Grade 3-8 TCAP Tests
% proficient/advanced
  2010 2011 2012 
Reading/Language Arts 33.9% 38.9% 42.1% 
Math 25.9% 32.2% 38.4%
Science 36.2% 38.8%  44.5%
High School End of Course Exams
% proficient/advanced
  2010 2011  2012 
Algebra I 28.7% 37.6% 41.8%
English II 47.4% 46.6%  48.7% 

In addition, the district made impressive improvement at every grade level on the TCAP writing assessment with nine out of ten middle and high school students scoring competent or better.

Writing Assessment
Competent or Higher
  2010 2011  2012 
Grade 5  77% 77% 81% 
Grade 8 86% 86% 90%
Grade 11 90% 88%  91%

With this new system, Metro Schools met seven of nine benchmarks. The district showed improvement but narrowly missed the set benchmark for third grade reading/language arts. The district also missed in the graduation rate, the one calculation that has a one-year lag. The state has changed its calculation of graduation rate from a 5-year calculation to a 4-year calculation. Many students served by Metro Schools, such as English Learners or Students with Disabilities, require five years to graduate and are not included in the district’s overall graduation rate. Last year, Metro Schools’ graduation rate was 76.2%, down from 82.9% under the 5-year calculation. The 2012 graduation rate is not available.

Under Tennessee’s new accountability framework, the top-performing districts are exemplary while the bottom performing districts are in two in need of improvement categories; the remaining districts are in an intermediate category.

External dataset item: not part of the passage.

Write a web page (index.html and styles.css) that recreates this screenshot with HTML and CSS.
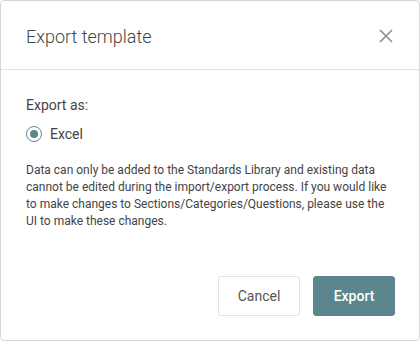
FILE: index.html
```html
<!DOCTYPE html>
<html>
<head>
<meta charset="utf-8">
<link rel="stylesheet" href="styles.css">
</head>
<body>
<div class="dialog">
  <div class="header">
    <h1 class="title">Export template</h1>
    <button class="close" aria-label="Close">
      <svg width="14" height="14" viewBox="0 0 14 14"><path d="M1 1L13 13M13 1L1 13" stroke="#8f8f8f" stroke-width="1.7" fill="none"/></svg>
    </button>
  </div>
  <div class="body">
    <div class="label">Export as:</div>
    <label class="radio-row">
      <span class="radio"><span class="dot"></span></span>
      <span class="radio-text">Excel</span>
    </label>
    <p class="note">Data can only be added to the Standards Library and existing data cannot be edited during the import/export process. If you would like to make changes to Sections/Categories/Questions, please use the UI to make these changes.</p>
  </div>
  <div class="footer">
    <button class="btn btn-cancel">Cancel</button>
    <button class="btn btn-export">Export</button>
  </div>
</div>
</body>
</html>
```
FILE: styles.css
```css
html, body {
  margin: 0;
  padding: 0;
  background: #fff;
}
body {
  font-family: Roboto, "Noto Sans", sans-serif;
  color: #444;
}
.dialog {
  box-sizing: border-box;
  width: 420px;
  height: 341px;
  border: 1px solid #d6d6d6;
  border-radius: 4px;
  background: #fff;
  display: flex;
  flex-direction: column;
}
.header {
  height: 69px;
  display: flex;
  align-items: center;
  justify-content: space-between;
  padding: 2px 24px 0 25px;
  box-sizing: border-box;
  border-bottom: 1px solid #e2e2e2;
}
.title {
  margin: 0;
  font-size: 18px;
  font-weight: 300;
  color: #444;
}
.close {
  border: 0;
  background: none;
  padding: 0;
  width: 14px;
  height: 14px;
  margin-right: 2px;
  display: flex;
}
.body {
  padding: 25px 25px 0;
  flex: 1;
}
.label {
  font-size: 14px;
  line-height: 20px;
  color: #444;
}
.radio-row {
  display: flex;
  align-items: center;
  margin-top: 11px;
  gap: 8px;
}
.radio {
  box-sizing: border-box;
  width: 16px;
  height: 16px;
  border: 1px solid #5b868d;
  border-radius: 50%;
  display: flex;
  align-items: center;
  justify-content: center;
}
.dot {
  width: 8px;
  height: 8px;
  border-radius: 50%;
  background: #5b868d;
}
.radio-text {
  font-size: 14px;
  color: #444;
}
.note {
  margin: 20px 0 0;
  font-size: 12px;
  line-height: 17px;
  color: #444;
}
.footer {
  display: flex;
  justify-content: flex-end;
  gap: 13px;
  padding: 0 24px 24px;
}
.btn {
  box-sizing: border-box;
  width: 82px;
  height: 40px;
  border-radius: 3px;
  font-family: Roboto, "Noto Sans", sans-serif;
  font-size: 14px;
}
.btn-cancel {
  background: #fff;
  border: 1px solid #e4e4e4;
  color: #555;
}
.btn-export {
  background: #5b868d;
  border: 1px solid #5b868d;
  color: #fff;
  font-weight: 500;
}
```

“I appreciate the support of our Board of Education as we transform our district. We knew test scores would be the last thing to change and we are pleased to see this growth,” said Register. “We must continue to improve in all categories. Reducing the achievement gap among student groups is our most significant challenge.”

Individual student reports are in transit to the schools where students are assigned for the 2012-13 school year. Each school will send the reports home to families. The State of Tennessee has not yet released school-level data.